-- START --

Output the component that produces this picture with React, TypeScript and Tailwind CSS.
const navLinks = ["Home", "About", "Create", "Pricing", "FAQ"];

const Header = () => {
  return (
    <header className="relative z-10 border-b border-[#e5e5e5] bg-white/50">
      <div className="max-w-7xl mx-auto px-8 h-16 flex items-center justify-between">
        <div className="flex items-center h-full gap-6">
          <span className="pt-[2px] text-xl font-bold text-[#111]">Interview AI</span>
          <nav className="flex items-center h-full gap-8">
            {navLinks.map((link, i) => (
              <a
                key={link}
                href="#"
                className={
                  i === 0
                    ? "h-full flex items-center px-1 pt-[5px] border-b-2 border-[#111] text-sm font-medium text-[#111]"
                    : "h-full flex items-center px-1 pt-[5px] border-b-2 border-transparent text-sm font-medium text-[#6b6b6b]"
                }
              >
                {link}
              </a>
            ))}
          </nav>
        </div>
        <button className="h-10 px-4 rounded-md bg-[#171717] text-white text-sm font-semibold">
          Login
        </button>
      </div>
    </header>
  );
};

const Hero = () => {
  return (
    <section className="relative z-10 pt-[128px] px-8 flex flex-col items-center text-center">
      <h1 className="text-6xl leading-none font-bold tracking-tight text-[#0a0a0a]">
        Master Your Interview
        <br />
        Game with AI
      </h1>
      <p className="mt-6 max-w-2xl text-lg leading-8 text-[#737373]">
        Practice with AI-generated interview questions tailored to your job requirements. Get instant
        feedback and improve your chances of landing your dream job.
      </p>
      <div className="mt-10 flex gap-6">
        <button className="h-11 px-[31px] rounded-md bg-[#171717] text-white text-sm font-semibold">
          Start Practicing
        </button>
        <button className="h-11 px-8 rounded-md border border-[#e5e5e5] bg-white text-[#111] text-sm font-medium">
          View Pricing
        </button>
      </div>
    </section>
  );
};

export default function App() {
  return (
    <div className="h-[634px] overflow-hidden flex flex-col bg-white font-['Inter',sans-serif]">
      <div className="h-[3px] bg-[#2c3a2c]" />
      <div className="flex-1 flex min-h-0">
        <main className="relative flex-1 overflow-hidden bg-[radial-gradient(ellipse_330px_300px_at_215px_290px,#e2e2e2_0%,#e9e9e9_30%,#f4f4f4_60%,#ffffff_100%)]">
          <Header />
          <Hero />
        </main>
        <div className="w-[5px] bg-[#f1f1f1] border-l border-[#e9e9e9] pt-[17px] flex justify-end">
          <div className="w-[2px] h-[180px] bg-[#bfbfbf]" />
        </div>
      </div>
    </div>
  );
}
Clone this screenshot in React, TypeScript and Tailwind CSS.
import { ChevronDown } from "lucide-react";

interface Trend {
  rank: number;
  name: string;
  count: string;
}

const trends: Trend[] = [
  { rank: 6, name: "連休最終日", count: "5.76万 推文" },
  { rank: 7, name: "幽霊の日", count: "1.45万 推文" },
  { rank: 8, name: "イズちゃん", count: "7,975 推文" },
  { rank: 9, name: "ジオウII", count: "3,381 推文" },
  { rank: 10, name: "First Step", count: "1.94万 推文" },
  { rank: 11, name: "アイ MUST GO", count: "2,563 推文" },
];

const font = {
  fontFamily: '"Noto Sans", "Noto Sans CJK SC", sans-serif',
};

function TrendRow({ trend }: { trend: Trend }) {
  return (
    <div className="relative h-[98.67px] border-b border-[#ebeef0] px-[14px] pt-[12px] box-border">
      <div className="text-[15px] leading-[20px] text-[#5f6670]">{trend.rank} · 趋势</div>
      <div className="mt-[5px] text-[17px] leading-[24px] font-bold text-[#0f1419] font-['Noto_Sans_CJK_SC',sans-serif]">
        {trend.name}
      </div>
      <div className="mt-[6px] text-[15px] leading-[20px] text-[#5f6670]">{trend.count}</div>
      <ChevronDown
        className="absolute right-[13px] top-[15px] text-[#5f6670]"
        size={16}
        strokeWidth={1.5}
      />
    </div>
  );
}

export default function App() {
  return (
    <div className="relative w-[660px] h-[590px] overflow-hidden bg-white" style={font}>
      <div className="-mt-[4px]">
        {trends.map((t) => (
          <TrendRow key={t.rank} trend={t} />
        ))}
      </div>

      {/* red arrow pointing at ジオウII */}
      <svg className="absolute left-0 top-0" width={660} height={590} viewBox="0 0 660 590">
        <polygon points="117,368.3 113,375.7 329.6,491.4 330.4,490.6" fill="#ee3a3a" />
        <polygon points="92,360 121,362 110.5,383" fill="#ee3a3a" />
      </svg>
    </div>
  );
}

-- END --

Instructions for the task.
Give all the records again. Match them exactly.

Answer below.
Output the component that produces this picture with React, TypeScript and Tailwind CSS.
const navLinks = ["Home", "About", "Create", "Pricing", "FAQ"];

const Header = () => {
  return (
    <header className="relative z-10 border-b border-[#e5e5e5] bg-white/50">
      <div className="max-w-7xl mx-auto px-8 h-16 flex items-center justify-between">
        <div className="flex items-center h-full gap-6">
          <span className="pt-[2px] text-xl font-bold text-[#111]">Interview AI</span>
          <nav className="flex items-center h-full gap-8">
            {navLinks.map((link, i) => (
              <a
                key={link}
                href="#"
                className={
                  i === 0
                    ? "h-full flex items-center px-1 pt-[5px] border-b-2 border-[#111] text-sm font-medium text-[#111]"
                    : "h-full flex items-center px-1 pt-[5px] border-b-2 border-transparent text-sm font-medium text-[#6b6b6b]"
                }
              >
                {link}
              </a>
            ))}
          </nav>
        </div>
        <button className="h-10 px-4 rounded-md bg-[#171717] text-white text-sm font-semibold">
          Login
        </button>
      </div>
    </header>
  );
};

const Hero = () => {
  return (
    <section className="relative z-10 pt-[128px] px-8 flex flex-col items-center text-center">
      <h1 className="text-6xl leading-none font-bold tracking-tight text-[#0a0a0a]">
        Master Your Interview
        <br />
        Game with AI
      </h1>
      <p className="mt-6 max-w-2xl text-lg leading-8 text-[#737373]">
        Practice with AI-generated interview questions tailored to your job requirements. Get instant
        feedback and improve your chances of landing your dream job.
      </p>
      <div className="mt-10 flex gap-6">
        <button className="h-11 px-[31px] rounded-md bg-[#171717] text-white text-sm font-semibold">
          Start Practicing
        </button>
        <button className="h-11 px-8 rounded-md border border-[#e5e5e5] bg-white text-[#111] text-sm font-medium">
          View Pricing
        </button>
      </div>
    </section>
  );
};

export default function App() {
  return (
    <div className="h-[634px] overflow-hidden flex flex-col bg-white font-['Inter',sans-serif]">
      <div className="h-[3px] bg-[#2c3a2c]" />
      <div className="flex-1 flex min-h-0">
        <main className="relative flex-1 overflow-hidden bg-[radial-gradient(ellipse_330px_300px_at_215px_290px,#e2e2e2_0%,#e9e9e9_30%,#f4f4f4_60%,#ffffff_100%)]">
          <Header />
          <Hero />
        </main>
        <div className="w-[5px] bg-[#f1f1f1] border-l border-[#e9e9e9] pt-[17px] flex justify-end">
          <div className="w-[2px] h-[180px] bg-[#bfbfbf]" />
        </div>
      </div>
    </div>
  );
}
Clone this screenshot in React, TypeScript and Tailwind CSS.
import { ChevronDown } from "lucide-react";

interface Trend {
  rank: number;
  name: string;
  count: string;
}

const trends: Trend[] = [
  { rank: 6, name: "連休最終日", count: "5.76万 推文" },
  { rank: 7, name: "幽霊の日", count: "1.45万 推文" },
  { rank: 8, name: "イズちゃん", count: "7,975 推文" },
  { rank: 9, name: "ジオウII", count: "3,381 推文" },
  { rank: 10, name: "First Step", count: "1.94万 推文" },
  { rank: 11, name: "アイ MUST GO", count: "2,563 推文" },
];

const font = {
  fontFamily: '"Noto Sans", "Noto Sans CJK SC", sans-serif',
};

function TrendRow({ trend }: { trend: Trend }) {
  return (
    <div className="relative h-[98.67px] border-b border-[#ebeef0] px-[14px] pt-[12px] box-border">
      <div className="text-[15px] leading-[20px] text-[#5f6670]">{trend.rank} · 趋势</div>
      <div className="mt-[5px] text-[17px] leading-[24px] font-bold text-[#0f1419] font-['Noto_Sans_CJK_SC',sans-serif]">
        {trend.name}
      </div>
      <div className="mt-[6px] text-[15px] leading-[20px] text-[#5f6670]">{trend.count}</div>
      <ChevronDown
        className="absolute right-[13px] top-[15px] text-[#5f6670]"
        size={16}
        strokeWidth={1.5}
      />
    </div>
  );
}

export default function App() {
  return (
    <div className="relative w-[660px] h-[590px] overflow-hidden bg-white" style={font}>
      <div className="-mt-[4px]">
        {trends.map((t) => (
          <TrendRow key={t.rank} trend={t} />
        ))}
      </div>

      {/* red arrow pointing at ジオウII */}
      <svg className="absolute left-0 top-0" width={660} height={590} viewBox="0 0 660 590">
        <polygon points="117,368.3 113,375.7 329.6,491.4 330.4,490.6" fill="#ee3a3a" />
        <polygon points="92,360 121,362 110.5,383" fill="#ee3a3a" />
      </svg>
    </div>
  );
}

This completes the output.